By the mid-1800s, leaders throughout Southeast Asia faced the growing threat of Western imperialism. Before long, Western industrial powers divided up the region in their race for raw materials, new markets, and Christian converts.
The headquarters of the Dutch East India Company was called Batavia Castle. It was located in present-day Jakarta. The East India Company built trading and military bases throughout the Spice Islands.
Southeast Asia commands the sea lanes between India and China. The region had long been influenced by both civilizations. In the 1500s and 1600s, European merchants gained footholds in Southeast Asia, but most of the peoples of the region remained independent.
When the Industrial Revolution set off the Age of Imperialism, the situation changed. Western powers, especially the Dutch, British, and French, used modern armies and technology to colonize much of Southeast Asia.

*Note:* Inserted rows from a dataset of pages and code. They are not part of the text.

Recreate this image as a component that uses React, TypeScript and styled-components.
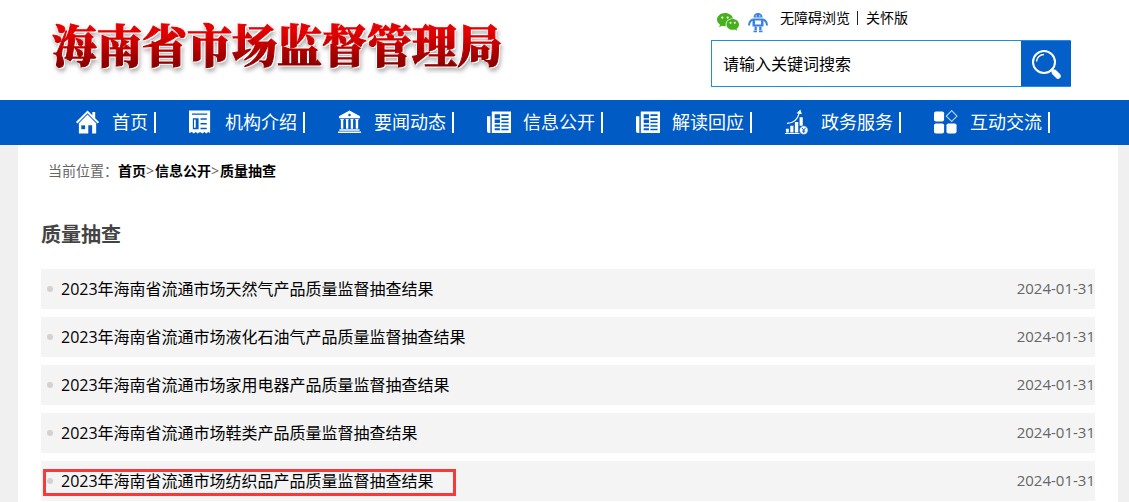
import React from "react";
import styled, { createGlobalStyle } from "styled-components";

const GlobalStyle = createGlobalStyle`
  *, *::before, *::after { box-sizing: border-box; }
  body {
    margin: 0;
    background: #f0f0f0;
    color: #000;
    font-family: "Open Sans", "Noto Sans CJK SC", sans-serif;
    font-size: 16px;
  }
  a { color: inherit; text-decoration: none; }
  ul { list-style: none; margin: 0; padding: 0; }
`;

const Page = styled.div`
  min-height: 100vh;
  display: flex;
  flex-direction: column;
`;

const Header = styled.header`
  height: 100px;
  padding: 0 58px 0 50px;
  background: #fff;
  display: flex;
  justify-content: space-between;
`;

const SiteName = styled.h1`
  margin: 10px 0 0;
  height: 68px;
  padding: 0 2px;
  font-family: "Noto Serif CJK SC", "Noto Sans CJK SC", sans-serif;
  font-size: 45px;
  font-weight: 900;
  line-height: 68px;
  white-space: nowrap;
  color: transparent;
  -webkit-text-stroke: 1px transparent;
  background: linear-gradient(#e80000 18%, #e00000 35%, #8c0000 80%);
  background-clip: text;
  -webkit-background-clip: text;
  filter: drop-shadow(1px 1px 0 #fff) drop-shadow(-1px -1px 0 #fff) drop-shadow(1px 3px 2px rgba(0, 0, 0, 0.3));
`;

const HeaderTools = styled.div`
  width: 360px;
  display: flex;
  flex-direction: column;
`;

const QuickLinks = styled.div`
  height: 40px;
  padding: 8px 0 0 5px;
  display: flex;
  align-items: flex-start;
  font-size: 14px;
  line-height: 20px;
`;

const IconLink = styled.a`
  width: 24px;
  height: 24px;
  margin: 3px 8px 0 0;
`;

const TextLink = styled.a``;

const Pipe = styled.span`
  width: 1px;
  height: 14px;
  margin: 3px 8px 0 7px;
  background: #222;
`;

const SearchForm = styled.form`
  height: 47px;
  display: flex;
  border: 1px solid #1c8de0;
  border-right: 0;
  border-radius: 1px;
`;

const SearchInput = styled.input`
  flex: 1;
  min-width: 0;
  padding: 0 11px 2px 11px;
  border: 0;
  outline: 0;
  background: #fff;
  color: #000;
  font: inherit;
`;

const SearchButton = styled.button`
  width: 50px;
  padding: 0;
  border: 0;
  background: #045fc8;
  display: flex;
  align-items: center;
  justify-content: center;
`;

const Nav = styled.nav`
  height: 45px;
  padding-left: 76px;
  background: #005bc5;
  color: #fff;
`;

const NavList = styled.ul`
  height: 100%;
  display: flex;
  align-items: center;
  gap: 33px;
`;

const NavLink = styled.a`
  height: 21px;
  padding-right: 6px;
  border-right: 2px solid #fff;
  display: flex;
  align-items: center;
  gap: 12px;
  font-size: 18px;
  line-height: 20px;
  white-space: nowrap;
`;

const NavLabel = styled.span`
  padding-bottom: 2px;
`;

const NavIcon = styled.svg`
  width: 24px;
  height: 26px;
  margin-bottom: 2px;
  flex: none;
`;

const Content = styled.main`
  flex: 1;
  margin: 0 11px 0 18px;
  padding: 16px 23px 0;
  background: #fff;
`;

const Breadcrumb = styled.nav`
  padding-left: 7px;
  display: flex;
  font-size: 14px;
  line-height: 20px;
  color: #666;
`;

const Crumb = styled.a`
  color: #000;
  font-weight: 700;
`;

const CrumbArrow = styled.span`
  width: 9px;
`;

const SectionTitle = styled.h2`
  margin: 40px 0 20px;
  font-size: 20px;
  line-height: 28px;
  font-weight: 700;
  color: #444;
`;

const ArticleList = styled.ul`
  display: flex;
  flex-direction: column;
  gap: 8px;
`;

const ArticleRow = styled.li`
  height: 40px;
  padding-left: 6px;
  background: #f4f4f4;
  display: flex;
  align-items: center;
  line-height: 24px;

  &::before {
    content: "";
    width: 6px;
    height: 6px;
    margin-right: 8px;
    border-radius: 50%;
    background: #d2d2d2;
  }
`;

const ArticleLink = styled.a<{ $marked?: boolean }>`
  position: relative;

  &::after {
    content: "";
    display: ${(p) => (p.$marked ? "block" : "none")};
    position: absolute;
    inset: 0 -22px -3px -18px;
    border: 3px solid #fb3838;
  }
`;

const ArticleDate = styled.time`
  margin-left: auto;
  padding-bottom: 2px;
  font-size: 15px;
  color: #666;
`;

const WechatIcon = () => (
  <svg width="24" height="22" viewBox="0 0 24 22" aria-hidden="true">
    <path fill="#46b11b" d="M9 2C4.600 2 1 4.900 1 8.600c0 2.100 1.200 3.900 3 5.100l-.9 2.600 3-1.500c.9.300 1.900.4 2.900.4h.9c-.2-.6-.3-1.200-.3-1.800 0-3.400 3.200-6 7-6h.4C16.200 4.300 12.900 2 9 2z" />
    <path fill="#46b11b" d="M23 13.400c0-3-2.900-5.400-6.300-5.400-3.500 0-6.300 2.400-6.300 5.400s2.800 5.400 6.300 5.400c.8 0 1.500-.1 2.200-.3l2.400 1.300-.7-2.100c1.500-1 2.400-2.500 2.400-4.300z" />
    <g fill="#fff">
      <circle cx="6.300" cy="6.600" r="1.100" /><circle cx="11.700" cy="6.600" r="1.100" />
      <circle cx="14.500" cy="11.800" r="1" /><circle cx="18.800" cy="11.800" r="1" />
    </g>
  </svg>
);

const RobotIcon = () => (
  <svg width="20" height="22" viewBox="0 0 20 22" aria-hidden="true" fill="#3b82dc">
    <path d="M5.500 6.500C5.500 3.700 7.400 2 10 2s4.500 1.700 4.500 4.500z" />
    <circle cx="8.200" cy="4.900" r=".7" fill="#fff" /><circle cx="11.800" cy="4.900" r=".7" fill="#fff" />
    <path d="M4.500 7.500h11v8h-11zM7 9.500v4h6v-4z" fillRule="evenodd" />
    <path d="M4.800 8.500C2 9.500 1.200 11.500 1 14.500M15.200 8.500c2.800 1 3.600 3 3.800 6" fill="none" stroke="#3b82dc" strokeWidth="2" />
    <path d="M6.500 15.500h2.300V19H6.500zM11.200 15.500h2.300V19h-2.300zM5.500 19.500h3.500v1.800H5.500zM11 19.500h3.500v1.800H11z" />
  </svg>
);

const SearchIcon = () => (
  <svg width="30" height="30" viewBox="0 0 30 30" aria-hidden="true" fill="none" stroke="#fff">
    <circle cx="13" cy="13" r="11" strokeWidth="2" />
    <path d="M5.500 12.500A7.500 7.500 0 0 1 13 5.500" strokeWidth="1.500" />
    <path d="M20 20l2.500 2.500" strokeWidth="3" />
    <path d="M23.500 23.500l3.500 3.500" strokeWidth="5.500" strokeLinecap="round" />
  </svg>
);

const BLUE = "#005bc5";

const HomeGlyph = () => (
  <>
    <path d="M12 1L0 13l1.500 1.500L12 4l10.500 10.500L24 13l-4-4V2.500h-3V6z" />
    <path d="M3 14.200l9-9 9 9V25h-4.200v-8.500h-4V25H3z" />
    <path d="M5.500 16.500h4v4h-4z" fill={BLUE} />
  </>
);

const ReceiptGlyph = () => (
  <>
    <path d="M0 1h22v23.500l-2-1-2 1.500-2-1.500-2 1.500-2.500-1.500L9 25l-2-1.500L5 25l-2-1.500-3 1z" />
    <path d="M3 4.200h16v1.300H3zM4 9h6v11.500H4zM12 9h6.500v1.600H12zM12 14h6.500v1.600H12zM12 18.900h6.500v1.600H12z" fill={BLUE} />
    <path d="M5.200 10.500H7V19H5.200z" />
  </>
);

const BankGlyph = () => (
  <>
    <path d="M12 1l11 6v2H1V7z" />
    <circle cx="12" cy="5.800" r="1.300" fill={BLUE} />
    <path d="M2.500 10h3.500v1H5.500v9H3v-9h-.5zM8 10h3v1h-.3v9H8.300v-9H8zM13 10h3v1h-.3v9h-2.400v-9H13zM18 10h3.500v1H21v9h-2.500v-9H18zM1.500 20.500h21V22h-21zM0 23h24v1.500H0z" />
  </>
);

const NewsGlyph = () => (
  <>
    <path d="M5 2h20v22.500H5zM0 7h3.500v17.500H2A2 2 0 0 1 0 22.500z" />
    <path d="M8 5h5.500v4H8zM8 10.500h5.500V14H8zM8 15.500h5.500V18H8zM8 19.500h5.500v2H8zM15 5h7.500v1.800H15zM15 9h7.500v1.800H15zM15 12.800h7.500v1.500H15zM15 16.500h7.500V18H15zM15 20h7.500v1.500H15z" fill={BLUE} />
  </>
);

const ChartGlyph = () => (
  <>
    <path d="M1 20h3v4H1zM5.500 17h3.300v7H5.500zM10.300 13h3.500v11h-3.500zM15.200 8h3.300v9h-3.300zM0 24.500h15v1H0z" />
    <path d="M2 14.500c6 0 11-4 13-11" fill="none" stroke="#fff" strokeWidth="1.200" />
    <path d="M12 4l4-4 1.500 5z" />
    <circle cx="19.500" cy="21.500" r="4.500" stroke={BLUE} strokeWidth=".6" />
    <path d="M17.500 19l2 2.500 2-2.500M19.500 21.500v3M17.800 22.500h3.400" fill="none" stroke={BLUE} strokeWidth="1" />
  </>
);

const TilesGlyph = () => (
  <>
    <rect x="0" y="2" width="10.500" height="10.500" rx="2" />
    <rect x="0" y="14.500" width="10.500" height="10.500" rx="2" />
    <rect x="13" y="14.500" width="10.500" height="10.500" rx="2" />
    <path d="M18.400 1.200l5.600 5.600-5.600 5.600-5.600-5.600z" fill="none" stroke="#b9d6f5" strokeWidth="1.200" strokeLinejoin="round" />
  </>
);

const navItems = [
  { label: "首页", Glyph: HomeGlyph },
  { label: "机构介绍", Glyph: ReceiptGlyph },
  { label: "要闻动态", Glyph: BankGlyph },
  { label: "信息公开", Glyph: NewsGlyph },
  { label: "解读回应", Glyph: NewsGlyph },
  { label: "政务服务", Glyph: ChartGlyph },
  { label: "互动交流", Glyph: TilesGlyph },
];

const articles = [
  { title: "2023年海南省流通市场天然气产品质量监督抽查结果", date: "2024-01-31" },
  { title: "2023年海南省流通市场液化石油气产品质量监督抽查结果", date: "2024-01-31" },
  { title: "2023年海南省流通市场家用电器产品质量监督抽查结果", date: "2024-01-31" },
  { title: "2023年海南省流通市场鞋类产品质量监督抽查结果", date: "2024-01-31" },
  { title: "2023年海南省流通市场纺织品产品质量监督抽查结果", date: "2024-01-31", marked: true },
];

export default function App() {
  return (
    <Page>
      <GlobalStyle />
      <Header>
        <SiteName>海南省市场监督管理局</SiteName>
        <HeaderTools>
          <QuickLinks>
            <IconLink href="#" aria-label="微信"><WechatIcon /></IconLink>
            <IconLink href="#" aria-label="智能机器人"><RobotIcon /></IconLink>
            <TextLink href="#">无障碍浏览</TextLink>
            <Pipe />
            <TextLink href="#">关怀版</TextLink>
          </QuickLinks>
          <SearchForm onSubmit={(e) => e.preventDefault()}>
            <SearchInput type="text" aria-label="搜索" defaultValue="请输入关键词搜索" />
            <SearchButton type="submit" aria-label="搜索"><SearchIcon /></SearchButton>
          </SearchForm>
        </HeaderTools>
      </Header>
      <Nav>
        <NavList>
          {navItems.map(({ label, Glyph }) => (
            <li key={label}>
              <NavLink href="#">
                <NavIcon viewBox="0 0 25 26" fill="#fff" aria-hidden="true"><Glyph /></NavIcon>
                <NavLabel>{label}</NavLabel>
              </NavLink>
            </li>
          ))}
        </NavList>
      </Nav>
      <Content>
        <Breadcrumb>
          <span>当前位置：</span>
          <Crumb href="#">首页</Crumb>
          <CrumbArrow>&gt;</CrumbArrow>
          <Crumb href="#">信息公开</Crumb>
          <CrumbArrow>&gt;</CrumbArrow>
          <Crumb href="#">质量抽查</Crumb>
        </Breadcrumb>
        <SectionTitle>质量抽查</SectionTitle>
        <ArticleList>
          {articles.map((a) => (
            <ArticleRow key={a.title}>
              <ArticleLink href="#" $marked={a.marked}>{a.title}</ArticleLink>
              <ArticleDate dateTime={a.date}>{a.date}</ArticleDate>
            </ArticleRow>
          ))}
        </ArticleList>
      </Content>
    </Page>
  );
}
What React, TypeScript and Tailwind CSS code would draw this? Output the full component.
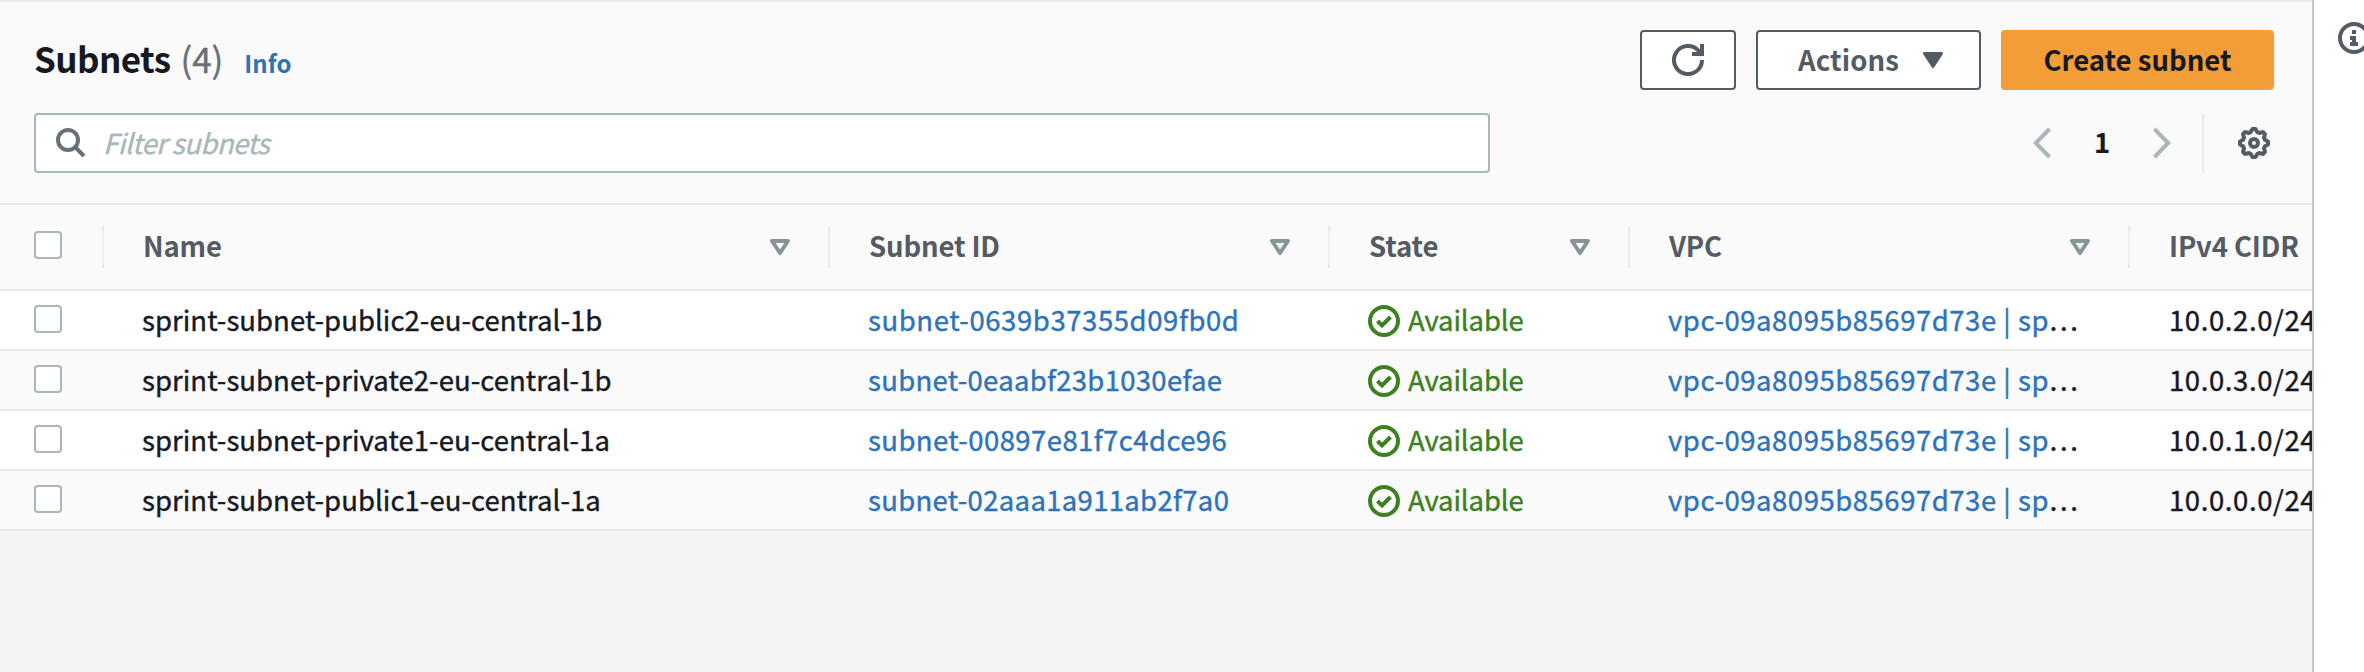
import React from "react";

const rows = [
  { name: "sprint-subnet-public2-eu-central-1b", id: "subnet-0639b37355d09fb0d", cidr: "10.0.2.0/24", idTracking: "tracking-[0.58px]" },
  { name: "sprint-subnet-private2-eu-central-1b", id: "subnet-0eaabf23b1030efae", cidr: "10.0.3.0/24", idTracking: "tracking-[0.3px]" },
  { name: "sprint-subnet-private1-eu-central-1a", id: "subnet-00897e81f7c4dce96", cidr: "10.0.1.0/24", idTracking: "tracking-[0.42px]" },
  { name: "sprint-subnet-public1-eu-central-1a", id: "subnet-02aaa1a911ab2f7a0", cidr: "10.0.0.0/24", idTracking: "tracking-[0.32px]" },
];

const grid = "grid grid-cols-[104px_726px_500px_300px_500px_184px]";

function Checkbox() {
  return <span className="block size-7 rounded-[4px] border-2 border-[#aab7b8] bg-white" />;
}

function HeaderCell({ label, sortable = true }: { label: string; sortable?: boolean }) {
  return (
    <div className="flex h-full items-center justify-between pr-10 pl-10 pb-1 whitespace-nowrap">
      <span className="-ml-px">{label}</span>
      {sortable && (
        <svg width="20" height="16" viewBox="0 0 20 16" className="mt-1 shrink-0">
          <path d="M2 2H18L10 14Z" fill="none" stroke="#879596" strokeWidth="4" strokeLinejoin="round" />
        </svg>
      )}
    </div>
  );
}

function Divider() {
  return <span className="h-[42px] w-0.5 shrink-0 bg-[#eaeded]" />;
}

function Header() {
  const labels = ["Name", "Subnet ID", "State", "VPC", "IPv4 CIDR"];
  return (
    <div className={`${grid} h-[88px] border-y-2 border-[#eaeaea] font-bold text-[#545b64] tracking-[-0.15px]`}>
      <div className="flex items-center justify-between pl-[34px]">
        <span className="pb-1">
          <Checkbox />
        </span>
        <Divider />
      </div>
      {labels.map((label, i) => (
        <div key={label} className="flex items-center">
          <div className="h-full min-w-0 flex-1">
            <HeaderCell label={label} sortable={i < 4} />
          </div>
          {i < 4 && (
            <span className="-ml-0.5 flex">
              <Divider />
            </span>
          )}
        </div>
      ))}
    </div>
  );
}

function StatusIcon() {
  return (
    <svg width="32" height="32" viewBox="0 0 32 32" fill="none" stroke="#3c8021" strokeWidth="4" className="shrink-0">
      <circle cx="16" cy="16" r="14" />
      <path d="M9.5 16L14 20.5L22.5 12" />
    </svg>
  );
}

function Gear() {
  const points = Array.from({ length: 64 }, (_, i) => {
    const a = (i / 64) * Math.PI * 2;
    const wave = Math.max(-1, Math.min(1, Math.cos(8 * a) * 1.7));
    const r = 12.7 + 1.4 * wave;
    return `${(16 + r * Math.cos(a)).toFixed(2)},${(16 + r * Math.sin(a)).toFixed(2)}`;
  }).join(" ");
  return (
    <svg width="32" height="32" viewBox="0 0 32 32" fill="none" stroke="#545b64" strokeWidth="4" strokeLinejoin="round">
      <polygon points={points} />
      <circle cx="16" cy="16" r="4" strokeWidth="4" />
    </svg>
  );
}

export default function App() {
  return (
    <div className="flex h-[672px] w-[2364px] overflow-hidden bg-white font-['Noto_Sans_CJK_JP','Noto_Sans',sans-serif] text-[27.5px] leading-[40px] text-[#16191f]">
      <main className="flex w-[2314px] shrink-0 flex-col overflow-hidden border-r-2 border-[#c3cacb] bg-[#f2f4f3]">
        <section className="w-[2314px] border-t-2 border-[#ebebeb] bg-[#fafafa]">
          <div className="flex h-[88px] items-center justify-between pt-7 pr-10 pl-[34px]">
            <div className="flex items-baseline">
              <h1 className="text-[35px] font-bold tracking-[-0.6px]">Subnets</h1>
              <span className="ml-[10px] text-[35px] text-[#687078] tracking-[-0.1px] [-webkit-text-stroke:0.4px_#687078]">(4)</span>
              <a className="ml-[21px] text-[24px] font-bold text-[#2e73b8] tracking-[0.1px]">Info</a>
            </div>
            <div className="flex gap-5 font-bold">
              <button className="flex h-[60px] w-24 items-center justify-center rounded-[4px] border-2 border-[#545b64] bg-white">
                <svg width="32" height="32" viewBox="0 0 32 32" fill="none" stroke="#545b64" strokeWidth="4">
                  <path d="M30 16A14 14 0 1 1 26.5 6.8L28 9" />
                  <path d="M20 10H30V0" />
                </svg>
              </button>
              <button className="flex h-[60px] w-[225px] items-center justify-between rounded-[4px] border-2 border-[#545b64] bg-white pr-9 pl-10 text-[#545b64] tracking-[0.1px]">
                <span className="pb-[3px]">Actions</span>
                <svg width="20" height="16" viewBox="0 0 20 16">
                  <path d="M1.5 1.5H18.5L10 14.5Z" fill="#545b64" stroke="#545b64" strokeWidth="3" strokeLinejoin="round" />
                </svg>
              </button>
              <button className="flex h-[60px] w-[273px] items-center justify-center rounded-[4px] bg-[#f39d38] pb-[3px]">
                Create subnet
              </button>
            </div>
          </div>
          <div className="mt-[23px] flex h-[60px] items-center justify-between pr-[44px] pl-[34px]">
            <div className="flex h-[60px] w-[1456px] items-center rounded-[4px] border-2 border-[#aab7b8] bg-white pl-5">
              <svg width="30" height="30" viewBox="0 0 30 30" fill="none" stroke="#687078" strokeWidth="4">
                <circle cx="12" cy="12" r="10" />
                <path d="M19 19L28 28" />
              </svg>
              <span className="ml-[17px] pb-0.5 text-[#aab7b8] italic tracking-[-0.55px] [-webkit-text-stroke:0.4px_#aab7b8]">
                Filter subnets
              </span>
            </div>
            <div className="flex h-[60px] items-center">
              <svg width="18" height="32" viewBox="0 0 18 32" fill="none" stroke="#aab7b8" strokeWidth="4">
                <path d="M16.5 2L2.8 16L16.5 30" />
              </svg>
              <span className="w-[102px] pb-1 text-center font-bold">1</span>
              <svg width="18" height="32" viewBox="0 0 18 32" fill="none" stroke="#aab7b8" strokeWidth="4">
                <path d="M1.5 2L15.2 16L1.5 30" />
              </svg>
              <span className="mr-[34px] ml-[31px] h-[60px] w-0.5 bg-[#eaeded]" />
              <Gear />
            </div>
          </div>
          <div className="mt-[30px]">
            <Header />
            {rows.map((row) => (
              <div
                key={row.id}
                className={`${grid} h-[60px] items-center border-b-2 border-[#eaeaea] whitespace-nowrap odd:bg-[#fafafa] even:bg-white`}
              >
                <div className="pb-0.5 pl-[34px]">
                  <Checkbox />
                </div>
                <div className="pb-0.5 pl-[38px] tracking-[0.05px] [-webkit-text-stroke:0.4px_#16191f]">{row.name}</div>
                <div className={`pb-0.5 pl-[38px] text-[#2e73b8] [-webkit-text-stroke:0.4px_#2e73b8] ${row.idTracking}`}>{row.id}</div>
                <div className="flex items-center gap-2 pl-[38px] text-[#3c8021] [-webkit-text-stroke:0.4px_#3c8021]">
                  <span className="pt-0.5">
                    <StatusIcon />
                  </span>
                  <span className="pb-0.5 tracking-[-0.1px]">Available</span>
                </div>
                <div className="pb-0.5 pl-[38px] tracking-[0.53px] [-webkit-text-stroke:0.4px]">
                  <span className="text-[#2e73b8]">vpc-09a8095b85697d73e | sp</span>…
                </div>
                <div className="pb-0.5 pl-[39px] tracking-[0.6px] [-webkit-text-stroke:0.4px_#16191f]">{row.cidr}</div>
              </div>
            ))}
          </div>
        </section>
      </main>
      <aside className="flex flex-1 overflow-hidden bg-white pt-[22px] pl-6">
        <svg width="32" height="32" viewBox="0 0 32 32" className="shrink-0">
          <circle cx="16" cy="16" r="14" fill="none" stroke="#545b64" strokeWidth="4" />
          <path d="M14 8h4v4h-4zM12 14h6v6h2v4h-8v-4h2v-2h-2z" fill="#545b64" />
        </svg>
      </aside>
    </div>
  );
}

In the 1600s, the Dutch East India Company gained control of the fabled riches of the Moluccas, or Spice Islands. The Dutch then reached out to dominate the rest of the East Indies—what is now Indonesia. The region included larger islands, such as Java, Sumatra, and Borneo, as well as many smaller islands.
By 1800, the Dutch government had taken over these areas from the Dutch East India Company. During the next century, the Dutch faced uprisings, but they gradually extended their control. Like other imperialist powers, the Dutch expected their Southeast Asia colonies to produce profitable crops of coffee, indigo, and spices.